When the DRY principle is applied successfully, a modification of any single element of a system does not require a change in other logically unrelated elements. Additionally, elements that are logically related all change predictably and uniformly, and are thus kept in sync.

Published in The Pragmatic Programmer by Andy Hunt, Dave Thomas
The experience is the product
There is your product and then there is the experience someone has using your product. It's easy to see the difference from afar, but to the person using your product they are one and the same.

Every interaction matters and becomes part of the product experience. The original iPod is a canonical example: the iPod experience included everything from picking up and feeling the heft of the device to finding music with the scroll wheel to syncing with your computer to purchasing music from the iTunes store. All of those interactions taken together made up the total product experience and ultimately what the customer was buying.

Published in Principles of Product Design by Joshua Porter
Good design works for everyone
Designing for a minority makes things better for everyone.
  • Subtitles don’t just help deaf people; they allow people to watch a video in a loud cafe
  • Plain language isn’t just easier to read for people with low literacy; experts find it easier to read too
Published in 4 design principles I use every day to avoid bad UX and create products that work for everyone by Adam Silver
Principle of least surprise
In interface design, always do the least surprising thing.

In user interface design and software design, the principle of least astonishment (POLA), also known as principle of least surprise, proposes that a component of a system should behave in a way that most users will expect it to behave, and therefore not astonish or surprise users.

Progressive disclosure
Show only what is necessary on each screen.

Avoid the tendency to over-explain or show everything all at once. When possible, defer decisions to subsequent screens by progressively disclosing information as necessary. This will keep your interactions more clear.

Published in Principles of User Interface Design by Joshua Porter
The robustness principle
Be conservative in what you send, be liberal in what you accept.

Even though the robustness principle was formulated for packet-switching, I see it at work in all sorts of disciplines, including design. A good example is in best practices for designing forms:

Every field you ask users to fill out requires some effort. The more effort is needed to fill out a form, the less likely users will complete the form. That’s why the foundational rule of form design is shorter is better — get rid of all inessential fields.

In other words, be conservative in the number of form fields you send to users. But then, when it comes to users filling in those fields:

It’s very common for a few variations of an answer to a question to be possible; for example, when a form asks users to provide information about their state, and a user responds by typing their state’s abbreviation instead of the full name (for example, CA instead of California). The form should accept both formats, and it’s the developer job to convert the data into a consistent format.

In other words, be liberal in what you accept from users.

Rule of least power
Choose the least powerful language suitable for a given purpose.

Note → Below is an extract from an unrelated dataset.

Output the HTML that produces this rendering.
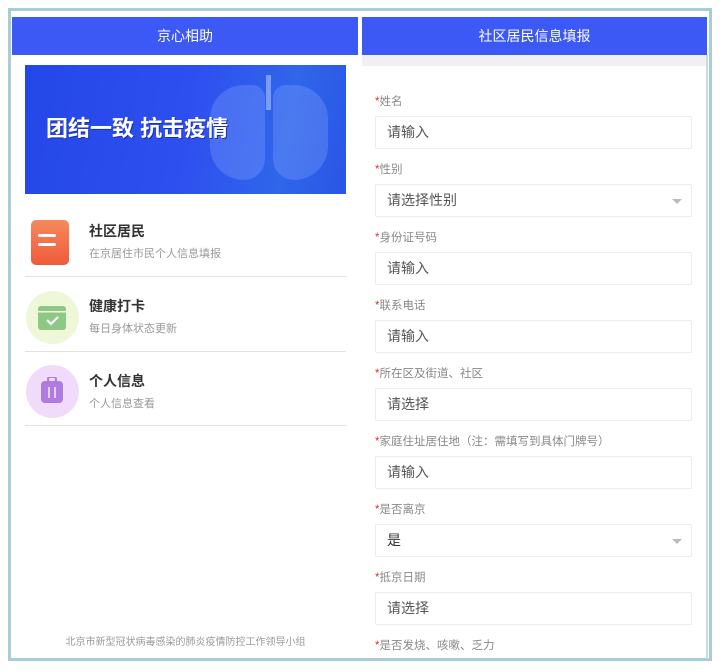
<!DOCTYPE html>
<html><head><meta charset="utf-8"><style>
*{margin:0;padding:0;box-sizing:border-box}
body{width:720px;height:672px;background:#fff;position:relative;overflow:hidden;font-family:"Liberation Sans","Noto Sans CJK SC",sans-serif}
.frame{position:absolute;left:8px;top:8px;width:704px;height:653px;border:3px solid #a9cdd8}
.hd{position:absolute;top:17px;height:38px;background:#3c58f5;color:#fff;font-size:14px;line-height:38px;text-align:center}
.abs{position:absolute}
.title{position:absolute;left:89px;font-size:14px;font-weight:bold;color:#333}
.sub{position:absolute;left:89px;font-size:11px;color:#999}
.div{position:absolute;left:25px;width:321px;height:1px;background:#e2e2e2}
.lbl{position:absolute;left:375px;font-size:11.5px;color:#888}
.lbl b{color:#d9343a;font-weight:normal}
.inp{position:absolute;left:375px;width:317px;height:33px;border:1px solid #ececec;border-radius:2px;font-size:14px;color:#555;line-height:31px;padding-left:11px}
.arr{position:absolute;right:9px;top:14px;width:0;height:0;border-left:5px solid transparent;border-right:5px solid transparent;border-top:5px solid #bbb}
</style></head><body>
<div class="frame"></div>
<div class="hd" style="left:12px;width:346px">京心相助</div>
<div class="hd" style="left:362px;width:345px">社区居民信息填报</div>
<div class="abs" style="left:362px;top:55px;width:345px;height:11px;background:#f0f0f3"></div>
<div class="abs" style="left:706px;top:55px;width:2px;height:604px;background:#c9dbe6"></div>

<div class="abs" style="left:25px;top:65px;width:321px;height:129px;background:linear-gradient(100deg,#2447e8 0%,#2e4ff0 50%,#2f66ea 80%,#2a55e6 100%);overflow:hidden">
 <div class="abs" style="left:185px;top:20px;width:55px;height:95px;border-radius:40px 15px 25px 40px;background:rgba(140,170,255,.3)"></div>
 <div class="abs" style="left:248px;top:20px;width:55px;height:95px;border-radius:15px 40px 40px 25px;background:rgba(140,170,255,.3)"></div>
 <div class="abs" style="left:241px;top:10px;width:5px;height:35px;background:rgba(200,215,255,.5)"></div>
 <div class="abs" style="left:21px;top:46px;color:#fff;font-size:22px;font-weight:bold;text-shadow:1px 1px 0 #1a2fb0">团结一致 抗击疫情</div>
</div>

<div class="abs" style="left:31px;top:220px;width:38px;height:45px;border-radius:5px;background:linear-gradient(#f58a5c,#ef5a3a)"></div>
<div class="abs" style="left:38px;top:234px;width:18px;height:3px;background:#fff;border-radius:2px"></div>
<div class="abs" style="left:38px;top:243px;width:18px;height:3px;background:#fff;border-radius:2px"></div>
<div class="title" style="top:221px">社区居民</div>
<div class="sub" style="top:245px">在京居住市民个人信息填报</div>
<div class="div" style="top:276px"></div>

<div class="abs" style="left:26px;top:291px;width:53px;height:53px;border-radius:50%;background:#eef8d8"></div>
<svg class="abs" style="left:38px;top:303px" width="28" height="27"><rect x="0" y="3" width="28" height="24" rx="3" fill="#8fc785"/><rect x="0" y="8" width="28" height="1.5" fill="#eef8d8"/><path d="M9 17l4 4 7-7" stroke="#fff" stroke-width="2.2" fill="none"/></svg>
<div class="title" style="top:296px">健康打卡</div>
<div class="sub" style="top:320px">每日身体状态更新</div>
<div class="div" style="top:351px"></div>

<div class="abs" style="left:26px;top:365px;width:53px;height:53px;border-radius:50%;background:#f0dcfa"></div>
<svg class="abs" style="left:41px;top:377px" width="22" height="28"><rect x="7" y="0" width="8" height="5" rx="2" fill="none" stroke="#b07be0" stroke-width="2"/><rect x="0" y="4" width="22" height="22" rx="4" fill="#b07be0"/><path d="M8 10v11M14 10v11" stroke="#e6d0f7" stroke-width="2"/></svg>
<div class="title" style="top:371px">个人信息</div>
<div class="sub" style="top:395px">个人信息查看</div>
<div class="div" style="top:425px"></div>

<div class="abs" style="left:25px;width:321px;top:633px;text-align:center;font-size:10px;color:#999">北京市新型冠状病毒感染的肺炎疫情防控工作领导小组</div>

<div class="lbl" style="top:93px"><b>*</b>姓名</div>
<div class="inp" style="top:116px">请输入</div>
<div class="lbl" style="top:161px"><b>*</b>性别</div>
<div class="inp" style="top:184px">请选择性别<span class="arr"></span></div>
<div class="lbl" style="top:229px"><b>*</b>身份证号码</div>
<div class="inp" style="top:252px">请输入</div>
<div class="lbl" style="top:297px"><b>*</b>联系电话</div>
<div class="inp" style="top:320px">请输入</div>
<div class="lbl" style="top:365px"><b>*</b>所在区及街道、社区</div>
<div class="inp" style="top:388px">请选择</div>
<div class="lbl" style="top:433px"><b>*</b>家庭住址居住地（注：需填写到具体门牌号）</div>
<div class="inp" style="top:456px">请输入</div>
<div class="lbl" style="top:501px"><b>*</b>是否离京</div>
<div class="inp" style="top:524px;color:#333">是<span class="arr"></span></div>
<div class="lbl" style="top:569px"><b>*</b>抵京日期</div>
<div class="inp" style="top:592px">请选择</div>
<div class="lbl" style="top:637px"><b>*</b>是否发烧、咳嗽、乏力</div>
</body></html>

As a general rule, it’s always worth asking if you can accomplish something with a less powerful technology:

In the web front-end stack — HTML, CSS, JS, and ARIA — if you can solve a problem with a simpler solution lower in the stack, you should. It’s less fragile, more foolproof, and just works.

Ubiquity, then consistency
It’s the idea that anyone should be able to access a resource, regardless of technical or personal constraints.

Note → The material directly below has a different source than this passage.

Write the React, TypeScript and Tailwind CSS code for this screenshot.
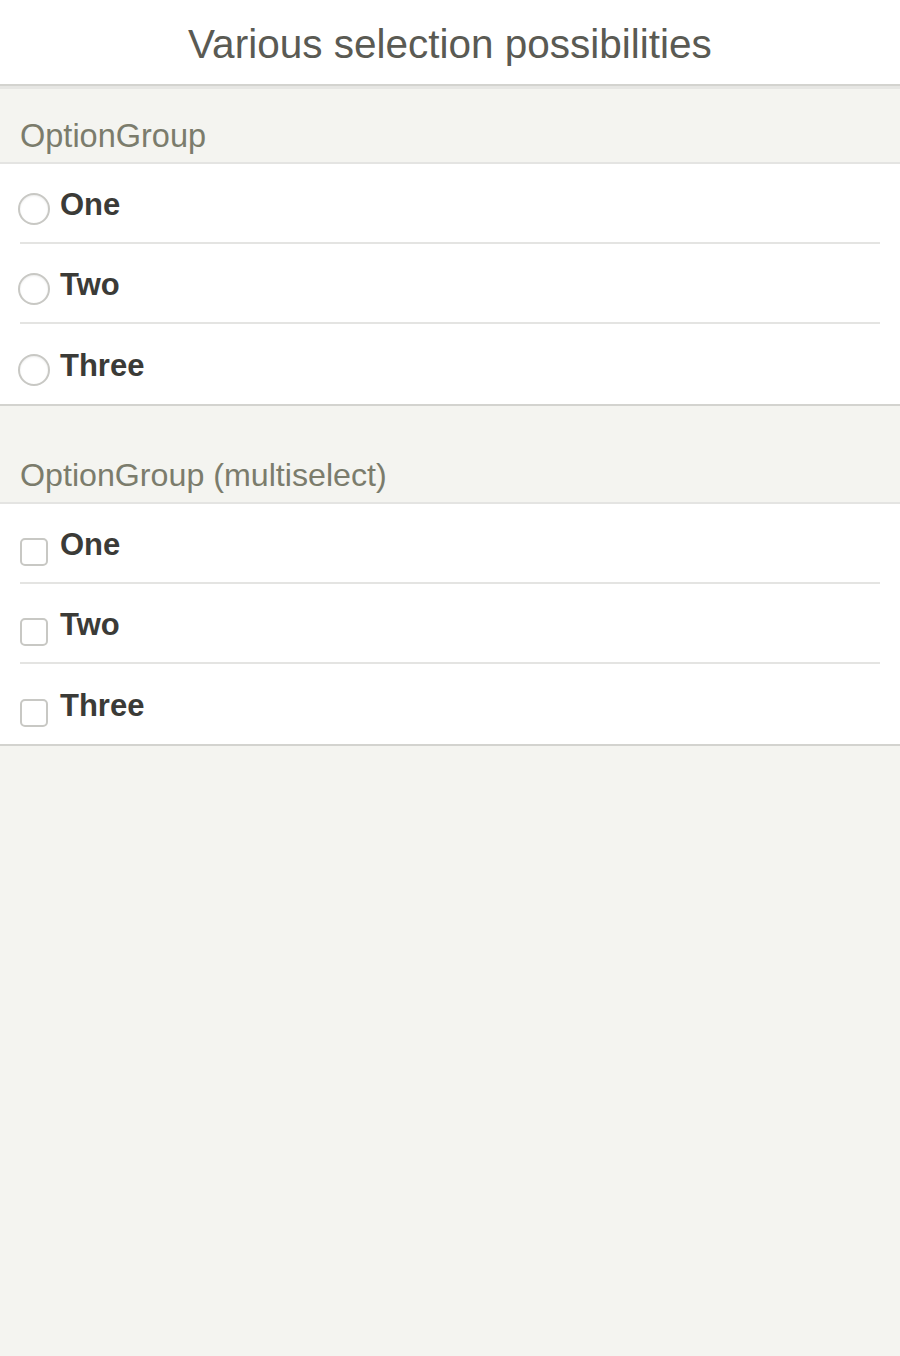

It’s an admirable goal, and what’s even more admirable is that the web succeeds in this goal! But sometimes something’s gotta give, and that something is control.

[…] I feel like I’ve painted a divisive picture, like you have to make a choice between ubiquity or consistency. But the rather wonderful truth is that, on the web, you can have your cake and eat it.

  • Start with user needs.
  • Build an under-engineered solution—one that might not offer you much control, but that works for everyone.
  • Layer on a more over-engineered solution—one that might not work for everyone, but that offers you more control.
Published in Ubiquity, then consistency by Jeremy Keith
Users are not product designers
A designer who blindly follows users will quickly fall prey to their inability to accurately self-report.

When people tell you something’s wrong or doesn’t work for them, they are almost always right. When they tell you exactly what they think is wrong and how to fix it, they are almost always wrong.

This quote from Neil Gaiman is right on…people are very aware when a problem exists.